Research on the vertical profiles of flow velocity in mountainous river channels is limited, particularly in scenarios where complex bed geometries are absent. Due to the coarse roughness and seepage flow on streambeds composed of gravel, the conventional formulae for flow velocity profiles derived from fluvial river channels do not apply to mountainous river channels. Based on flume experiments with a bed packed with natural gravel and a slope ranging from 0.006 to 0.16, we derived a theoretical formula for flow velocity profiles. This new formula integrates the influence of the subsurface flow and velocity reduction near the water surface, demonstrating a strong alignment with measurements. Our findings indicate that for shallow water flow over rough bed surfaces, the turbulence intensity diminishes along the vertical direction in the near-bed region while remaining relatively constant in the upper water body.

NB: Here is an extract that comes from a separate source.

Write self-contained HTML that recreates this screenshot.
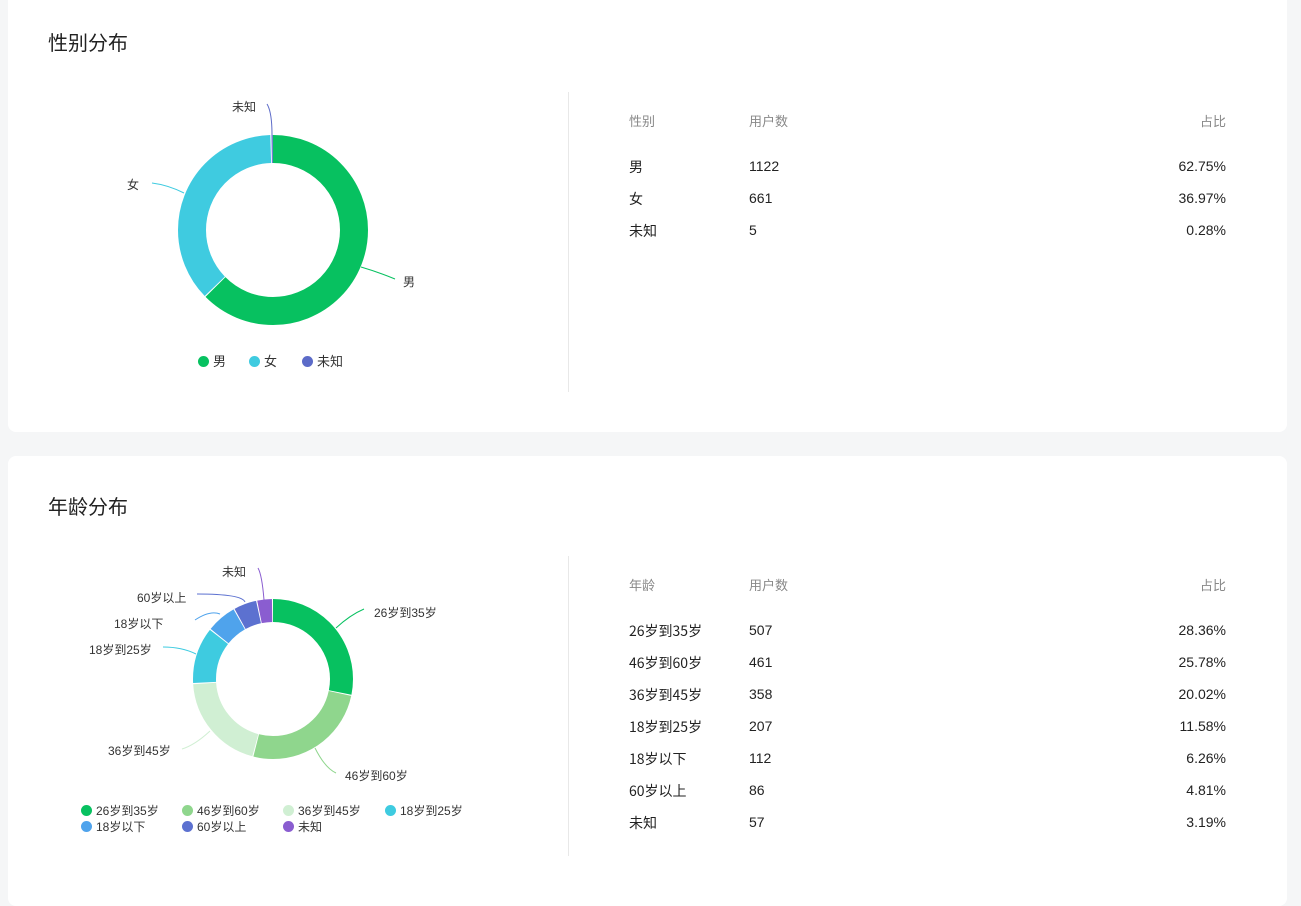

Contrary to conventional theories which attribute the increase in flow resistance and the decrease in sediment transport rates in mountainous river channels to form drag, our study emphasizes that the subsurface flow plays a significant role in the overall flow resistance of mountainous river channels and should not be overlooked.

  • The comprehension of flow velocity profiles in mountainous river channels remains limited, especially in scenarios with subsurface flow and secondary flow.

  • Study challenges conventional theories by highlighting the significant role of subsurface flow in overall flow resistance and sediment transport rates in mountainous river channels.